The homeowners who have the smoothest extensions on time, on budget, no nasty surprises, all have one thing in common: they spent time at the beginning getting clear on their brief, their planning situation, and their realistic budget before anyone broke ground.

Start there. Everything else follows logically.

If you’re based in Nottingham or the wider East Midlands, working with a local team who knows your planning authority, your supply chains, and your building stock is a genuine advantage from day one.

Frequently Asked Questions

Do I need planning permission for a house extension? 

Not always. Many extensions fall under Permitted Development Rights. But if you’re in a listed building or conservation area, you almost certainly do. Always verify with your Local Planning Authority before starting any work.

How much does a house extension cost in the UK? 

A standard single-storey extension starts around £1,800–£2,500 per m² in the Midlands. We recommend budgeting a 15% contingency in 2026 to account for material price fluctuations during the build.

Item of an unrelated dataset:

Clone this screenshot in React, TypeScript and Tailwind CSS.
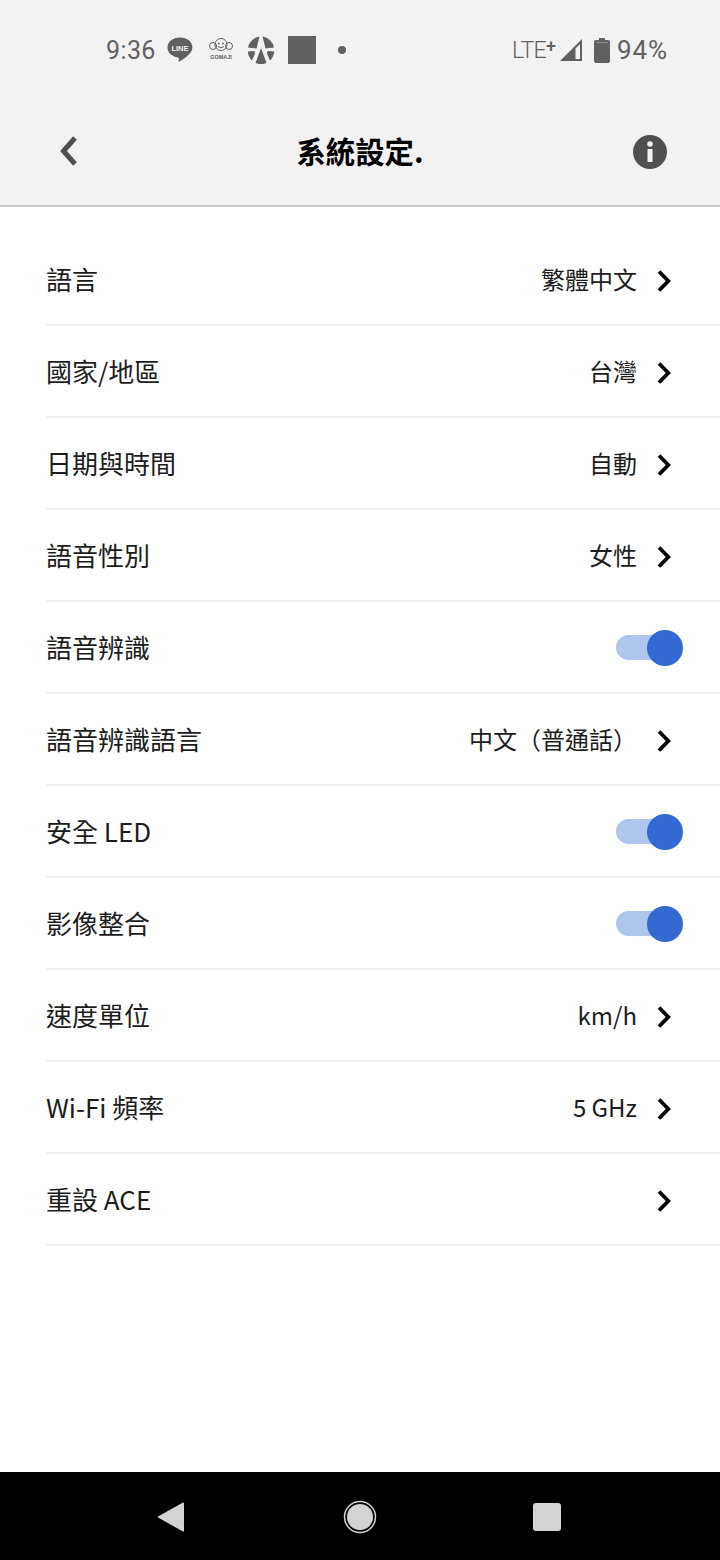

How long does the whole process take? 

Typically, 6–12 months from initial planning to Completion Certificate. Planning permission (if required) takes 8 weeks. Design, engineering, and tendering add 2–3 months. The build itself is usually 8–20 weeks, depending on scale.

Do I need an architect? 

Not legally. But for anything beyond a very simple extension, design input pays for itself, whether from a standalone architect or a design-and-build firm. It resolves problems on paper rather than on site, where they’re ten times more expensive.